Mauis ShingonLAHAINA >> In the early 1900s, when sugar production was West Maui's main industry, most members of the Lahaina Shingon Mission walked to church, according to Yoshiharu "Sam" Nakamura.
its 100th anniversary
Tonight's Obon festival
will include a service
involving 30 ministers
By Gary Kubota
"I guess those days, nobody had cars," said Nakamura, 76.
On a strip of property a block from the tourist shops on Front Street, the church still serves as a reminder of that earlier era when Lahaina was a sugar plantation town and thousands of Japanese immigrants were discovering a new life in the United States.
The church, the first Shingon mission in Hawaii and a spiritual center for many Lahaina families, is holding celebrations as it approaches its 100th anniversary.
Shingon members held a dinner observance last night at the Maui Marriott.
The mission will celebrate its centennial at 6 tonight with an 0bon festival on its grounds, including a Daihannya service with 30 ministers opening 600 volumes of sutras, or prayers.
The Obon festival, featuring women in kimono and men in hapi coats dancing around a musician tower, honors the spirits of ancestors.
The Shingon mission, a sect that retains much of the Indian influence of Buddhism, has 14 churches statewide.
The mission was founded in 1902 by a former Lahaina sugar worker, the Rev.
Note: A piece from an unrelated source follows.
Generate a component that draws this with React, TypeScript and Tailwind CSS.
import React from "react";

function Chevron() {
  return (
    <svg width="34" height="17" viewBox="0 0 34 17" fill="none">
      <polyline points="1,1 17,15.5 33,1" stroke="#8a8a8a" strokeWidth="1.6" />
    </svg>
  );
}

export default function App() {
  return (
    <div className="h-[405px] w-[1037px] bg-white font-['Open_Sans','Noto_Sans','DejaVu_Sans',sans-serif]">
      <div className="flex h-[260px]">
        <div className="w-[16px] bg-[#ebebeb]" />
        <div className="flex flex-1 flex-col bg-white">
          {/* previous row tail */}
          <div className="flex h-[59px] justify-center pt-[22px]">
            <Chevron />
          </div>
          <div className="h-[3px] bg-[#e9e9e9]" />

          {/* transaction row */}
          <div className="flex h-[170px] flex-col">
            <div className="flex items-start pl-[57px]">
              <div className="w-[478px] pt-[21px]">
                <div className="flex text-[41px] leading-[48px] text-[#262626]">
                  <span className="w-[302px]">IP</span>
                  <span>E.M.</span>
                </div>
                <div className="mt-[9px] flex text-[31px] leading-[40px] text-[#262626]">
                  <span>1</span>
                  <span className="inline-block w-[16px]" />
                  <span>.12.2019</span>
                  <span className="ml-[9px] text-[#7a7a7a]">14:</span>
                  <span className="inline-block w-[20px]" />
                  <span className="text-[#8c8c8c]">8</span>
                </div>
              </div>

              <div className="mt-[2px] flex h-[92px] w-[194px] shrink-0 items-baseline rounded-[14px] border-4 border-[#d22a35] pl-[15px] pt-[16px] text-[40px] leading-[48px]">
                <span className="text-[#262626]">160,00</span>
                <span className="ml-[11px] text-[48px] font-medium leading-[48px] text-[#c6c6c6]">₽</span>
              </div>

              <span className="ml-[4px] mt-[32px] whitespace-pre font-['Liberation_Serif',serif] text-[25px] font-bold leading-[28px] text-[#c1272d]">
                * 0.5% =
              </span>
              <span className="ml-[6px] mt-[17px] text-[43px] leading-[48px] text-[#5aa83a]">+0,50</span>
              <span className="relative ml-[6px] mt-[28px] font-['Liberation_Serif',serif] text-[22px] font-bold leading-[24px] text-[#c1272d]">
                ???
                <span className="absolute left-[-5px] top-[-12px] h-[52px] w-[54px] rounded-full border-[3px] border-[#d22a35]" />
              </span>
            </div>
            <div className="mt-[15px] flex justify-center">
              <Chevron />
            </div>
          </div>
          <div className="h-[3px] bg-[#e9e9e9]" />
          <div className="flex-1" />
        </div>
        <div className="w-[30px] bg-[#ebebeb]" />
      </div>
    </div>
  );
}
Hogan Yujiri.
The church rented a house on the property to use as a chapel and later replaced it with a larger building constructed in 1941 to accommodate the growth in the congregation.
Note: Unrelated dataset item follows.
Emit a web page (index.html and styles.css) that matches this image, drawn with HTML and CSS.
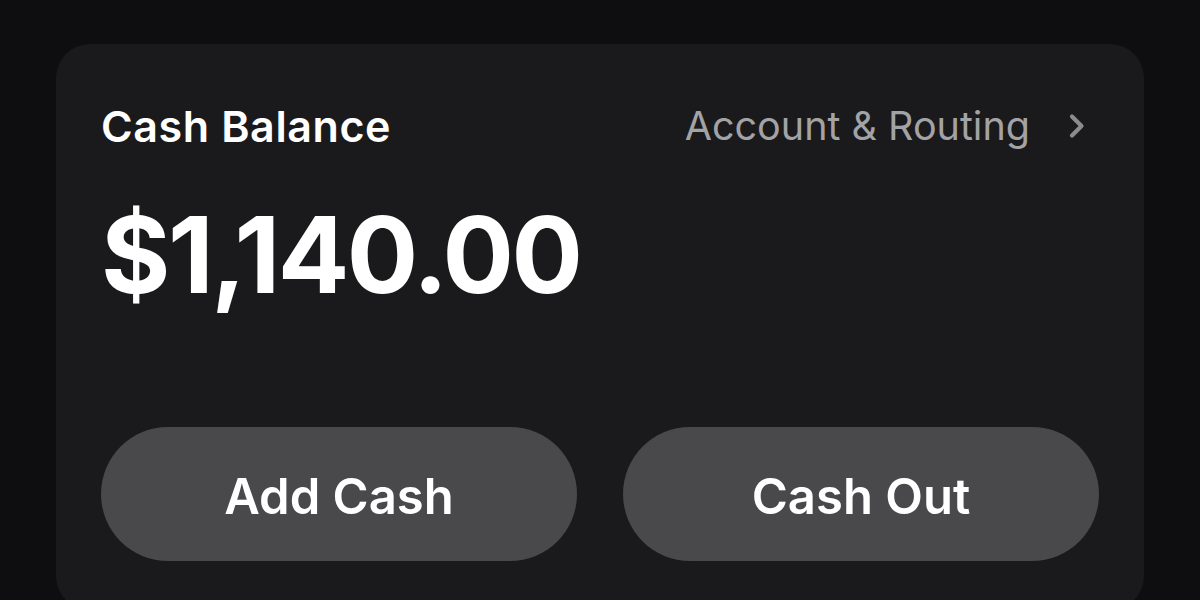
FILE: index.html
```html
<!DOCTYPE html>
<html lang="en">
<head>
	<meta charset="UTF-8">
	<title>Cash Balance</title>
	<link rel="stylesheet" href="styles.css">
</head>
<body>
	<div class="card">
		<div class="card-head">
			<div class="title">Cash Balance</div>
			<a href="javascript:;" class="routing">
				<span>Account &amp; Routing</span>
				<svg class="chevron" width="18" height="26" viewBox="0 0 18 26">
					<path d="M4 3.5 L13.5 13 L4 22.5" fill="none" stroke="#8b8b8d" stroke-width="4.2" stroke-linecap="round" stroke-linejoin="round"/>
				</svg>
			</a>
		</div>
		<div class="amount">$1,140.00</div>
		<div class="actions">
			<a href="javascript:;" class="btn">Add Cash</a>
			<a href="javascript:;" class="btn">Cash Out</a>
		</div>
	</div>
</body>
</html>
```
FILE: styles.css
```css
html, body {
	margin: 0;
	height: 100%;
	overflow: hidden;
}

body {
	background: #0e0e10;
	font-family: Inter, "Noto Sans", sans-serif;
	color: #fff;
	padding: 44px 56px 0 56px;
	box-sizing: border-box;
}

.card {
	background: #1a1a1c;
	border-radius: 34px;
	height: 566px;
	padding: 0 45px;
	display: flex;
	flex-direction: column;
}

.card-head {
	display: flex;
	justify-content: space-between;
	align-items: center;
	height: 48px;
	margin-top: 58px;
}

.title {
	font-size: 43px;
	font-weight: 600;
	letter-spacing: 0.6px;
}

.routing {
	display: flex;
	align-items: center;
	gap: 38px;
	color: #a3a3a5;
	text-decoration: none;
	font-size: 39.5px;
	font-weight: 400;
	margin-right: 13px;
}

.amount {
	margin-top: 50px;
	font-size: 106px;
	font-weight: 700;
	line-height: 110px;
	letter-spacing: -2.5px;
}

.actions {
	display: flex;
	gap: 46px;
	margin-top: 117px;
}

.btn {
	flex: 1;
	height: 134px;
	border-radius: 67px;
	background: #49494b;
	color: #fff;
	text-decoration: none;
	font-size: 49px;
	font-weight: 600;
	display: flex;
	align-items: center;
	justify-content: center;
	padding-top: 4px;
	box-sizing: border-box;
}
```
By 1920 more than 45 percent of Maui's 38,052 residents were Japanese, according to the U.S. Census Bureau.
While the Japanese minister of the church was held at an internment camp during World War II, a number of its members who were sons of Japanese immigrants fought in the 442nd Infantry Regiment.
After returning to Maui, they resumed their connection with the church.
"My parents were members over here," Nakamura said. "The second generation follows them and tries to help too."
The congregation, some 30 members who are mostly in their 70s, has shrunk, as many of their children left Maui.
"Before World War II there were many members," said the Rev. Howard Masaki. "People are getting old, and the younger generation went to the mainland or Honolulu or college, and they never returned."
Sugar cane production shut down at Pioneer Mill more than a year and a half ago, and the town now relies on tourism for most of its employment.
Along Luakini Street fronting the church, two restaurants and a shopping center have replaced some houses, but the pace is still slow and residential.
The one-way road is too narrow for speeding traffic or street parking.
The Shingon church has no paved parking lot. Church members park their vehicles on the grass inside the Shingon grounds.
The Rev. Masaki lives in a house next to the church, and across the street is the residence of a congregational minister and a missionary house that now serves as a museum.
The new generation of Shingon clergy, such as Masaki, speaks English and sees the need to expand the membership.
Masaki said he plans to teach Japanese language in September because church members want their grandchildren to learn Japanese.